-- Begin AVAILABLE DATA --
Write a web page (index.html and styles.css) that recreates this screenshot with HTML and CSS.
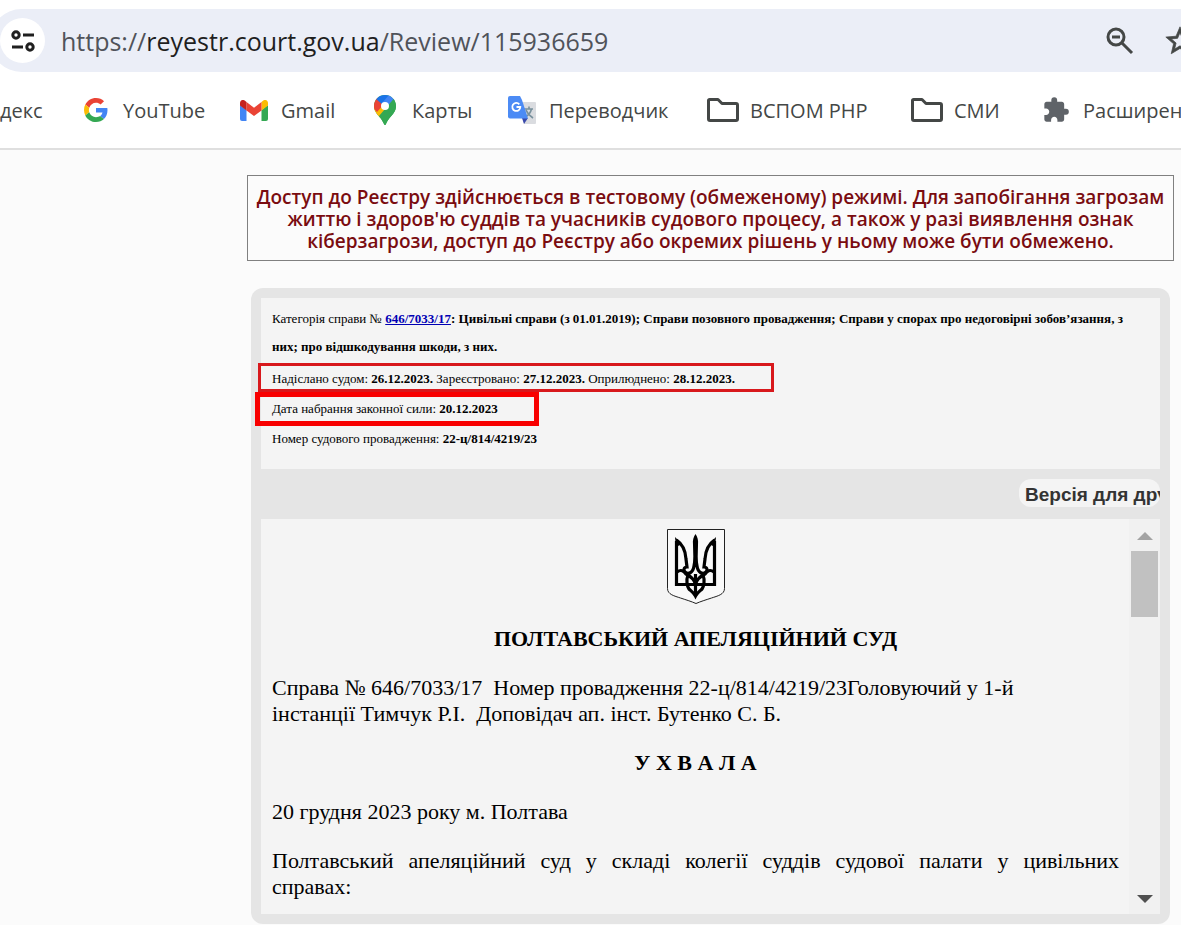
FILE: index.html
```html
<!DOCTYPE html>
<html lang="uk">
<head>
<meta charset="utf-8">
<meta name="viewport" content="width=device-width, initial-scale=1">
<title>Єдиний державний реєстр судових рішень</title>
<link rel="stylesheet" href="styles.css">
</head>
<body>
<header class="chrome">
  <div class="address">
    <button class="site-info" type="button" aria-label="Відомості про сайт">
      <svg width="24" height="24" viewBox="0 0 24 24" fill="none" stroke="#1f1f1f" stroke-width="3"><circle cx="5" cy="6" r="3.2"/><path d="M12 6h11M1 18h11"/><circle cx="19" cy="18" r="3.2"/></svg>
    </button>
    <div class="url"><span class="dim">https://</span>reyestr.court.gov.ua<span class="dim">/Review/115936659</span></div>
    <button class="tool" type="button" aria-label="Масштаб">
      <svg width="28" height="28" viewBox="0 0 28 28" fill="none" stroke="#444746" stroke-width="3"><circle cx="10" cy="10" r="8"/><path d="M6 10h8M15.500 15.500L26 26"/></svg>
    </button>
    <button class="tool star" type="button" aria-label="Закладка">
      <svg width="34" height="34" viewBox="0 0 24 24" fill="#444746" stroke="#444746" stroke-width=".5"><path d="M22 9.240l-7.190-.62L12 2 9.190 8.630 2 9.240l5.460 4.730L5.820 21 12 17.270 18.180 21l-1.630-7.030L22 9.240zM12 15.400l-3.760 2.270 1-4.280-3.320-2.880 4.380-.38L12 6.100l1.710 4.040 4.380.38-3.320 2.880 1 4.280L12 15.400z"/></svg>
    </button>
  </div>
  <nav class="bookmarks">
    <a href="#" class="bookmark">декс</a>
    <a href="#" class="bookmark"><span class="icon"><svg width="24" height="24" viewBox="0 0 48 48"><path fill="#ea4335" d="M24 9.500c3.540 0 6.710 1.220 9.210 3.600l6.850-6.850C35.900 2.380 30.470 0 24 0 14.620 0 6.510 5.380 2.560 13.220l7.980 6.190C12.430 13.720 17.740 9.500 24 9.500z"/><path fill="#4285f4" d="M46.980 24.550c0-1.570-.15-3.090-.38-4.550H24v9.020h12.940c-.58 2.960-2.260 5.480-4.780 7.180l7.730 6c4.510-4.180 7.090-10.360 7.090-17.650z"/><path fill="#fbbc05" d="M10.530 28.590c-.48-1.450-.76-2.990-.76-4.590s.27-3.140.76-4.590l-7.980-6.190C.92 16.460 0 20.120 0 24s.92 7.540 2.560 10.780l7.970-6.190z"/><path fill="#34a853" d="M24 48c6.480 0 11.930-2.130 15.890-5.810l-7.730-6c-2.150 1.450-4.920 2.300-8.160 2.300-6.260 0-11.570-4.220-13.470-9.910l-7.980 6.190C6.510 42.620 14.620 48 24 48z"/></svg></span>YouTube</a>
    <a href="#" class="bookmark"><span class="icon"><svg width="28" height="21" viewBox="0 0 28 21"><path fill="#4285f4" d="M2 21h4.500V10L0 5v14a2 2 0 0 0 2 2z"/><path fill="#34a853" d="M21.500 21H26a2 2 0 0 0 2-2V5l-6.500 5z"/><path fill="#fbbc04" d="M21.500 2v8.500L28 5.500V3c0-2.600-2.800-4-5-2.300z"/><path fill="#ea4335" d="M6.500 10.500V2L14 7.700 21.500 2v8.500L14 16z"/><path fill="#c5221f" d="M0 3v2.500l6.500 5V2L5 .7C2.800-1 0 .4 0 3z"/></svg></span>Gmail</a>
    <a href="#" class="bookmark"><span class="icon"><svg width="22" height="30" viewBox="0 0 22 30"><defs><clipPath id="pin"><path d="M11 0C5 0 0 4.800 0 11c0 5 3 8 6 11.500 2 2.500 3 4.500 4 6.500.5 1.200 1.500 1.200 2 0 1-2.500 2-4 4-6.500 3-3.500 6-6.500 6-11.500C22 4.800 17 0 11 0z"/></clipPath></defs><g clip-path="url(#pin)"><path fill="#34a853" d="M0 0h22v30H0z"/><path fill="#fbbc04" d="M0 13v9l5 2L16 12l-5-6z"/><path fill="#ea4335" d="M0 0v14l3 3 8-9-8-6z"/><path fill="#1a73e8" d="M2 4l7 6 7-10H2z"/><path fill="#4285f4" d="M15 0L8 8l5 5 9-9z"/><path fill="#34a853" d="M20 3.500L5 21v9h17V3z"/></g><circle cx="11" cy="11" r="4" fill="#fff"/></svg></span>Карты</a>
    <a href="#" class="bookmark"><span class="icon"><svg width="28" height="28" viewBox="0 0 28 28"><path fill="#dadce0" d="M13 6h14a1 1 0 0 1 1 1v20a1 1 0 0 1-1 1H16z"/><path fill="#3949ab" d="M14 22h6l-4 6z"/><path fill="none" stroke="#78909c" stroke-width="1.600" d="M16 13h9M21 10.500V13M23.500 13c-1 4-3.500 6.500-6 8M18 14c1.500 3.500 4 6 7 8"/><path fill="#4c8bf5" d="M2 0h10l2 4 6 18.500H2a2 2 0 0 1-2-2V2a2 2 0 0 1 2-2z"/><path fill="none" stroke="#fff" stroke-width="1.800" d="M11.300 8.300A4 4 0 1 0 12.300 11H8.500"/></svg></span>Переводчик</a>
    <a href="#" class="bookmark"><span class="icon"><svg width="32" height="24" viewBox="0 0 32 24" fill="none" stroke="#444746" stroke-width="3" stroke-linejoin="round"><path d="M2.500 1.500h8.500l4 4H29a1.500 1.500 0 0 1 1.500 1.500v14a1.500 1.500 0 0 1-1.500 1.500H3A1.500 1.500 0 0 1 1.500 21V2.500a1 1 0 0 1 1-1z"/></svg></span>ВСПОМ PHP</a>
    <a href="#" class="bookmark"><span class="icon"><svg width="32" height="24" viewBox="0 0 32 24" fill="none" stroke="#444746" stroke-width="3" stroke-linejoin="round"><path d="M2.500 1.500h8.500l4 4H29a1.500 1.500 0 0 1 1.500 1.500v14a1.500 1.500 0 0 1-1.500 1.500H3A1.500 1.500 0 0 1 1.500 21V2.500a1 1 0 0 1 1-1z"/></svg></span>СМИ</a>
    <a href="#" class="bookmark"><span class="icon"><svg width="28" height="28" viewBox="0 0 24 24" fill="#5f6368"><path d="M20.500 11H19V7c0-1.100-.9-2-2-2h-4V3.500a2.500 2.500 0 0 0-5 0V5H4c-1.100 0-1.990.9-1.990 2v3.800H3.500c1.490 0 2.700 1.210 2.700 2.700s-1.210 2.700-2.700 2.700H2V20c0 1.100.9 2 2 2h3.800v-1.500c0-1.490 1.210-2.700 2.700-2.700s2.700 1.210 2.700 2.700V22H17c1.100 0 2-.9 2-2v-4h1.500a2.500 2.500 0 0 0 0-5z"/></svg></span>Расширени</a>
  </nav>
</header>
<main class="page">
  <p class="notice">Доступ до Реєстру здійснюється в тестовому (обмеженому) режимі. Для запобігання загрозам<br>життю і здоров'ю суддів та учасників судового процесу, а також у разі виявлення ознак<br>кіберзагрози, доступ до Реєстру або окремих рішень у ньому може бути обмежено.</p>
  <div class="panel">
    <section class="meta">
      <p class="category">Категорія справи № <a href="#">646/7033/17</a><b>: Цивільні справи (з 01.01.2019); Справи позовного провадження; Справи у спорах про недоговірні зобов’язання, з<br>них; про відшкодування шкоди, з них.</b></p>
      <p class="row dates">Надіслано судом: <b>26.12.2023.</b> Зареєстровано: <b>27.12.2023.</b> Оприлюднено: <b>28.12.2023.</b></p>
      <p class="row force">Дата набрання законної сили: <b>20.12.2023</b></p>
      <p class="row">Номер судового провадження: <b>22-ц/814/4219/23</b></p>
    </section>
    <div class="actions"><button class="print" type="button">Версія для дру</button></div>
    <div class="viewer">
      <article class="document">
        <svg class="emblem" width="58" height="75" viewBox="0 0 58 75" role="img" aria-label="Герб України"><path d="M.5.500h57v59c0 6-7 7.500-13 9.500-6 2-11 3.500-15.500 5.500-4.500-2-9.500-3.500-15.500-5.500C7.500 67 .5 65.500.5 59.500z" fill="#f9f9f9" stroke="#222"/><g fill="none" stroke="#000" stroke-width="3.200"><path d="M9.500 12v43.500h38V12"/><path d="M9.500 11c6 4 9 10 9.500 19l1 8c-3 0-4 3-2 5 3 3 8 1 9-6l1.500-9 1.500 9c1 7 6 9 9 6 2-2 1-5-2-5l1-8c.5-9 3.500-15 9.500-19"/><path d="M10 43c4-3 7-1 9 2 4 2 8 5 9.500 10 1.500-5 5.500-8 9.500-10 2-3 5-5 9-2"/><path d="M21 46c-2 5-1 11 1 14 2 2 5 4 6.500 7 1.500-3 4.500-5 6.500-7 2-3 3-9 1-14M28.500 45v21"/></g><path d="M28.500 5c2 3 3 6 2.500 11l-.5 20h-4L26 16c-.5-5 .5-8 2.500-11zM8 8l7 7-6 3zM49 8l-7 7 6 3z"/></svg>
        <h1>ПОЛТАВСЬКИЙ АПЕЛЯЦІЙНИЙ СУД</h1>
        <p>Справа № 646/7033/17&nbsp; Номер провадження 22-ц/814/4219/23Головуючий у 1-й<br>інстанції Тимчук Р.І.&nbsp; Доповідач ап. інст. Бутенко С. Б.</p>
        <h2>У Х В А Л А</h2>
        <p>20 грудня 2023 року м. Полтава</p>
        <p class="justified"><span class="full-line">Полтавський апеляційний суд у складі колегії суддів судової палати у цивільних</span> справах:</p>
      </article>
      <div class="scrollbar" aria-hidden="true">
        <svg width="16" height="8" viewBox="0 0 16 8"><path d="M8 0l8 8H0z" fill="#a3a3a3"/></svg>
        <div class="thumb"></div>
        <svg class="down" width="16" height="8" viewBox="0 0 16 8"><path d="M0 0h16L8 8z" fill="#505050"/></svg>
      </div>
    </div>
  </div>
</main>
</body>
</html>
```
FILE: styles.css
```css
*, *::after { box-sizing: border-box; }
body {
  margin: 0;
  background: #fbfbfb;
  color: #000;
  font-family: "Liberation Serif", serif;
  overflow: hidden;
}
p, h1, h2 { margin: 0; }
button { border: 0; padding: 0; background: none; font: inherit; }

.chrome {
  padding-top: 9px;
  background: #fff;
  border-bottom: 2px solid #dfdfdf;
  font-family: "Open Sans", "Noto Sans", sans-serif;
  overflow: hidden;
}
.address {
  display: flex;
  align-items: center;
  height: 63px;
  margin-left: -10px;
  padding-left: 10px;
  border-radius: 32px 0 0 32px;
  background: #ebeef7;
}
.site-info {
  display: flex;
  align-items: center;
  justify-content: center;
  width: 45px;
  height: 45px;
  border-radius: 50%;
  background: #fff;
}
.url {
  flex: 1;
  margin-left: 16px;
  font-size: 25px;
  color: #1f1f1f;
  white-space: nowrap;
}
.dim { color: #50535a; }
.tool { display: flex; }
.star { margin: 0 -16px 0 29px; }

.bookmarks {
  display: grid;
  grid-template-columns: 80px 158px 131px 137px 201px 204px 129px auto;
  align-items: center;
  height: 76px;
}
.bookmark {
  display: flex;
  align-items: center;
  gap: 11px;
  font-size: 20px;
  color: #444746;
  text-decoration: none;
  white-space: nowrap;
}
.icon {
  display: flex;
  flex: none;
  justify-content: center;
  width: 32px;
}

.page { padding: 25px 7px 2px 247px; }
.notice {
  padding: 10px 8px 8px;
  border: 1px solid #808080;
  color: #7a0c10;
  font: 600 19px/22px "Open Sans", "Noto Sans", sans-serif;
  text-align: center;
  white-space: nowrap;
}
.panel {
  margin: 27px 4px 0;
  padding: 10px;
  border-radius: 12px;
  background: #e5e5e5;
}
.meta {
  padding: 7px 11px 15px;
  background: #f4f4f4;
  font-size: 13px;
  line-height: 28px;
  white-space: nowrap;
}
.meta a { color: #0000b4; font-weight: bold; }
.category { margin-bottom: 3px; }
.row { position: relative; line-height: 30px; }
.dates::after, .force::after {
  content: "";
  position: absolute;
  border: 3px solid #d8181c;
}
.dates::after { left: -14px; top: -1px; width: 516px; height: 29px; }
.force::after { left: -17px; top: -2px; width: 284px; height: 34px; border: 5px solid #f80000; }

.actions { display: flex; justify-content: flex-end; padding: 10px 0 12px; }
.print {
  width: 141px;
  height: 28px;
  padding-left: 6px;
  border-radius: 12px;
  background: #f4f4f4;
  color: #333;
  font: bold 19px/32px "Liberation Sans", Arial, sans-serif;
  text-align: left;
  white-space: nowrap;
  overflow: hidden;
}
.viewer { display: flex; background: #f4f4f4; }
.document {
  flex: 1;
  padding: 10px 10px 14px 11px;
  font-size: 22px;
  line-height: 26px;
}
.document p, .document h1, .document h2 { margin-bottom: 23px; }
.document p:last-child { margin-bottom: 0; }
.document h1, .document h2 { font-size: 22px; text-align: center; }
.emblem { display: block; margin: 0 auto 22px; }
.full-line { display: block; text-align: justify; text-align-last: justify; }
.scrollbar {
  display: flex;
  flex-direction: column;
  align-items: center;
  width: 31px;
  padding: 13px 0 11px;
  background: #f1f1f1;
}
.thumb { width: 27px; height: 66px; margin-top: 11px; background: #c1c1c1; }
.down { margin-top: auto; }
```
-- End AVAILABLE DATA --
List each line in the listing that contains the string "index".

COMPLETE RESPONSE:
Write a web page (index.html and styles.css) that recreates this screenshot with HTML and CSS.
FILE: index.html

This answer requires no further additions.